Physical Intelligence Launches π0.7 for Untrained Tasks
Physical Intelligence's π0.7 robot model can generalize to tasks it was never explicitly trained on, matching fine-tuned specialist models through compositional skill recombination.

Physical Intelligence on April 16 unveiled π0.7, a generalist robot model that can tackle tasks it was never directly trained on - then match the performance of specialist models that were. It's a result that the robotics field has been chasing for years and that most researchers thought was still a few model generations away.
Key Specs - π0.7
| Spec | Value |
|---|---|
| Model type | Vision-Language-Action (VLA) generalist |
| Core claim | Compositional generalization across unseen tasks |
| Conditioning inputs | Language, visual subgoals, metadata, control labels |
| Training data sources | Robot episodes, human demos, web VLM pretraining, RL policies |
| Demonstrated tasks | Laundry folding, espresso prep, box assembly, vegetable peeling, appliance operation |
| Cross-embodiment | UR5e industrial arm, bimanual desktop robots |
| Specialist parity | Matches RL-tuned π*0.6 across all tested tasks |
What π0.7 Actually Does
A generalist that rivals specialists
The headline result is that a single π0.7 model, with no task-specific fine-tuning, can match the success rates of Physical Intelligence's own π*0.6 specialist models - which were trained via a dedicated reinforcement learning algorithm called Recap specifically designed to maximize performance on individual tasks.
That matters because the standard path in robot learning has always been: train a new model (or fine-tune heavily) for every new task. Swapping out a laundry-folding robot for an espresso-making one isn't just a software update - it's a whole new training pipeline. π0.7 is an attempt to change that.
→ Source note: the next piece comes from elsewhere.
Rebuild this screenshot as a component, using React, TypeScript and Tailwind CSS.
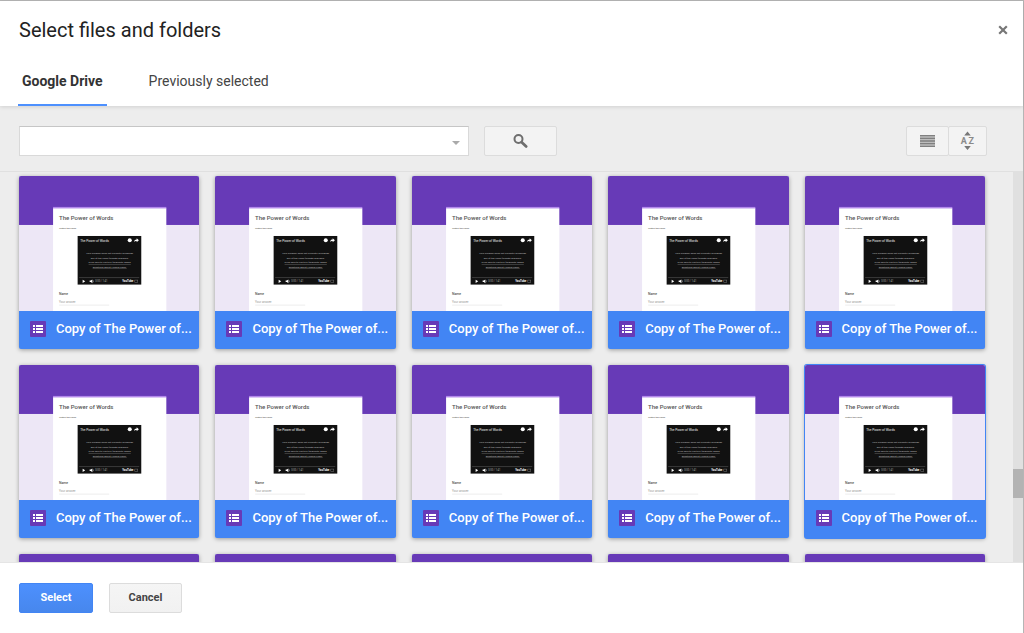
import { useState } from "react";
import clsx from "clsx";

// ─── Data ───────────────────────────────────────────────────────────────────

interface DriveFile {
  id: number;
  name: string;
}

const TABS = ["Google Drive", "Previously selected"];

const FILES: DriveFile[] = Array.from({ length: 15 }, (_, i) => ({
  id: i,
  name: "Copy of The Power of...",
}));

// ─── Icons ──────────────────────────────────────────────────────────────────

function SearchIcon() {
  return (
    <svg viewBox="0 0 16 16" className="size-4" fill="none" stroke="#6e6e6e" aria-hidden="true">
      <circle cx="5.5" cy="6" r="4" strokeWidth="2" />
      <path d="M8.700 9.200 13.200 13.400" strokeWidth="2.800" strokeLinecap="round" />
    </svg>
  );
}

function ListViewIcon() {
  return (
    <svg viewBox="0 0 15 12" className="h-3 w-[15px]" aria-hidden="true">
      <path fill="#bdbdbd" d="M0 0h15v12H0z" />
      <path
        stroke="#808080"
        strokeWidth="1.300"
        d="M0 .7h15M0 3.300h15M0 6h15M0 8.700h15M0 11.300h15"
      />
    </svg>
  );
}

function SortIcon() {
  return (
    <svg viewBox="0 0 16 20" className="h-5 w-4" fill="#777" aria-hidden="true">
      <path d="M7.500 .5 10.800 4.500H4.200zM7.500 19 4.200 15h6.600z" />
      <g fontSize="9" fontWeight="700" fill="#8a8a8a" textAnchor="middle">
        <text x="3.800" y="13">A</text>
        <text x="11.300" y="13">Z</text>
      </g>
    </svg>
  );
}

function CloseIcon() {
  return (
    <svg viewBox="0 0 10 10" className="size-[10px]" stroke="#777" strokeWidth="2.200" aria-hidden="true">
      <path d="M1.200 1.200 8.800 8.800M8.800 1.200 1.200 8.800" />
    </svg>
  );
}

function FormIcon() {
  return (
    <svg viewBox="0 0 16 16" className="size-4 shrink-0" aria-hidden="true">
      <rect width="16" height="16" rx="1" fill="#673ab7" />
      <path
        fill="#fff"
        d="M3 4h2v2H3zM3 7h2v2H3zM3 10h2v2H3zM6 4h7v2H6zM6 7h7v2H6zM6 10h7v2H6z"
      />
    </svg>
  );
}

// Small preview of the form: purple banner, paper sheet and embedded video
function FormThumbnail() {
  return (
    <svg
      viewBox="0 0 180 135"
      preserveAspectRatio="xMidYMid slice"
      className="block h-[135px] w-full font-[Roboto,sans-serif]"
      aria-hidden="true"
    >
      <rect x="-20" width="220" height="135" fill="#ede7f6" />
      <rect x="-20" width="220" height="49" fill="#673ab7" />
      <rect x="34" y="31" width="113" height="2" fill="#b388eb" />
      <rect x="34" y="32.500" width="113" height="103" fill="#fff" />
      <text x="40" y="44.500" fontSize="6" fontWeight="500" fill="#555">The Power of Words</text>
      <text x="40" y="52.800" fontSize="2.400" fill="#444">Watch the video.</text>

      <rect x="58.500" y="60" width="63.500" height="48.500" fill="#111" />
      <text x="61" y="65.600" fontSize="3.200" fill="#eee">The Power of Words</text>
      <circle cx="110.500" cy="64.300" r="2" fill="#fff" />
      <path d="M114.800 66c.3-2 1.300-2.600 2.600-2.600v-1.100l2.200 2-2.200 1.900V65c-1.200 0-2 .2-2.600 1z" fill="#fff" />
      <g fontSize="2.500" fill="#bbb" textAnchor="middle">
        <text x="90.500" y="78.300">Your browser does not currently recognize</text>
        <text x="90.500" y="82.700">any of the video formats available.</text>
        <text x="90.500" y="87.100" textDecoration="underline">Click here to visit our frequently asked</text>
        <text x="90.500" y="91.500" textDecoration="underline">questions about HTML5 video.</text>
      </g>
      <path d="M60 101.500h60" stroke="#555" strokeWidth=".6" />
      <path d="M63.500 103.600v3.200l2.600-1.600zM70.500 104.500h1.200l1.500-1.200v3.800l-1.500-1.200h-1.200z" fill="#fff" />
      <path d="M73.900 104.200q.8 1 0 2" stroke="#fff" strokeWidth=".4" fill="none" />
      <text x="76" y="106.200" fontSize="2.600" fill="#aaa">0:00 / 1:41</text>
      <text x="103" y="106.400" fontSize="2.800" fontWeight="700" fill="#fff">YouTube</text>
      <rect x="115.500" y="104" width="3" height="2.400" fill="none" stroke="#777" strokeWidth=".5" />

      <text x="40" y="118.600" fontSize="3.400" fill="#222">Name</text>
      <text x="40" y="126.500" fontSize="3" fill="#999">Your answer</text>
      <path d="M40 129h50" stroke="#e2e2e2" strokeWidth=".6" />
    </svg>
  );
}

// ─── Sub-components ─────────────────────────────────────────────────────────

interface FileCardProps {
  file: DriveFile;
  focused: boolean;
  onFocus: () => void;
}

function FileCard({ file, focused, onFocus }: FileCardProps) {
  return (
    <button
      type="button"
      onClick={onFocus}
      className={clsx(
        "block h-[173px] min-w-0 overflow-hidden rounded-xs bg-[#4285f4] text-left shadow-[0_1px_4px_rgba(0,0,0,0.35)] outline-none",
        focused && "ring-1 ring-[#4285f4]",
      )}
    >
      <FormThumbnail />
      <span className="flex h-[38px] items-center gap-[10px] pr-1 pb-[2px] pl-[11px]">
        <FormIcon />
        <span className="truncate text-[13px] leading-5 font-medium text-white">{file.name}</span>
      </span>
    </button>
  );
}

// ─── Main Component ─────────────────────────────────────────────────────────

export default function App() {
  const [tab, setTab] = useState(TABS[0]);
  const [focusedId, setFocusedId] = useState(9);
  const [query, setQuery] = useState("");

  return (
    <div className="flex h-screen flex-col border-t border-r border-[#b5b5b5] bg-white font-[Roboto,sans-serif] text-[#222]">
      {/* Header */}
      <header className="relative z-10 bg-white shadow-[0_1px_4px_rgba(0,0,0,0.12)]">
        <div className="flex items-center justify-between pt-4 pr-[15px] pl-[19px]">
          <h1 className="text-xl leading-[26px]">Select files and folders</h1>
          <button type="button" aria-label="Close">
            <CloseIcon />
          </button>
        </div>
        <nav className="mt-[13px] flex gap-[38px] pl-[18px]" role="tablist">
          {TABS.map((name) => (
            <button
              key={name}
              type="button"
              role="tab"
              aria-selected={tab === name}
              onClick={() => setTab(name)}
              className={clsx(
                "h-[50px] border-b-2 px-1 pt-[2px] text-sm",
                tab === name
                  ? "border-[#4d90fe] font-bold text-[#333]"
                  : "border-transparent text-[#444]",
              )}
            >
              {name}
            </button>
          ))}
        </nav>
      </header>

      {/* Search bar */}
      <div className="flex items-center border-b border-[#e0e0e0] bg-[#ededed] pt-5 pr-9 pb-[15px] pl-[19px]">
        <div className="relative w-[450px]">
          <input
            type="text"
            aria-label="Search files"
            value={query}
            onChange={(e) => setQuery(e.target.value)}
            className="block h-[30px] w-full border border-[#d9d9d9] border-t-[#c6c6c6] bg-white pr-7 pl-2 text-sm outline-none"
          />
          <span className="absolute top-[15px] right-[9px] border-x-4 border-t-4 border-x-transparent border-t-[#aaa]" />
        </div>
        <button
          type="button"
          aria-label="Search"
          className="ml-[15px] flex h-[30px] w-[73px] items-center justify-center rounded-xs border border-[#dcdcdc] bg-[#f3f3f3]"
        >
          <SearchIcon />
        </button>
        <div className="ml-auto flex">
          <button
            type="button"
            aria-label="List view"
            className="flex h-[30px] w-[43px] items-center justify-center rounded-xs border border-[#dcdcdc] bg-[#f3f3f3]"
          >
            <ListViewIcon />
          </button>
          <button
            type="button"
            aria-label="Sort options"
            className="-ml-px flex h-[30px] w-[39px] items-center justify-center rounded-xs border border-[#dcdcdc] bg-[#f3f3f3]"
          >
            <SortIcon />
          </button>
        </div>
      </div>

      {/* Files */}
      <main className="flex min-h-0 flex-1 bg-[#ededed]">
        <div className="grid flex-1 grid-cols-5 content-start gap-4 overflow-hidden pt-1 pr-7 pl-[19px]">
          {FILES.map((file) => (
            <FileCard
              key={file.id}
              file={file}
              focused={file.id === focusedId}
              onFocus={() => setFocusedId(file.id)}
            />
          ))}
        </div>
        <div className="flex w-[10px] flex-col bg-[#e0e0e0]" aria-hidden="true">
          <div className="grow-[297]" />
          <div className="h-[29px] bg-[#b3b3b3]" />
          <div className="grow-[64]" />
        </div>
      </main>

      {/* Actions */}
      <footer className="flex gap-4 border-t border-[#e5e5e5] bg-white pt-5 pb-5 pl-[19px]">
        <button
          type="button"
          className="h-[30px] w-[74px] rounded-xs border border-[#4285f4] bg-linear-to-b from-[#4d90fe] to-[#4787ed] text-[11px] font-bold text-white"
        >
          Select
        </button>
        <button
          type="button"
          className="h-[30px] w-[73px] rounded-xs border border-[#dcdcdc] bg-linear-to-b from-[#f5f5f5] to-[#f1f1f1] text-[11px] font-bold text-[#444]"
        >
          Cancel
        </button>
      </footer>
    </div>
  );
}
Co-founder Sergey Levine described the shift this way: "Once it crosses that threshold where it goes from only doing exactly the trained tasks to actually remixing things in new ways, the capabilities are going up more than linearly." That's the same description researchers used for early large language models - where each new benchmark didn't just improve, it collapsed.
The air fryer experiment
The clearest demonstration of what the company means by "compositional generalization" is the air fryer test. π0.7 had exactly two relevant training episodes involving that appliance: one showing a robot pushing an air fryer closed, and one showing a robot placing a bottle inside. Neither episode involved cooking.
Given the instruction "cook a sweet potato," with no additional coaching, the model attempted the task and failed. Given step-by-step verbal instructions ("open the fryer, place the potato, set the timer"), it succeeded - synthesizing fragments from tangential training data into functional behavior. The research team later found that the model probably learned air fryer context from the open-source DROID dataset, which includes footage of humans interacting with appliances. The robot never saw the specific task but absorbed enough about the appliance class to generalize.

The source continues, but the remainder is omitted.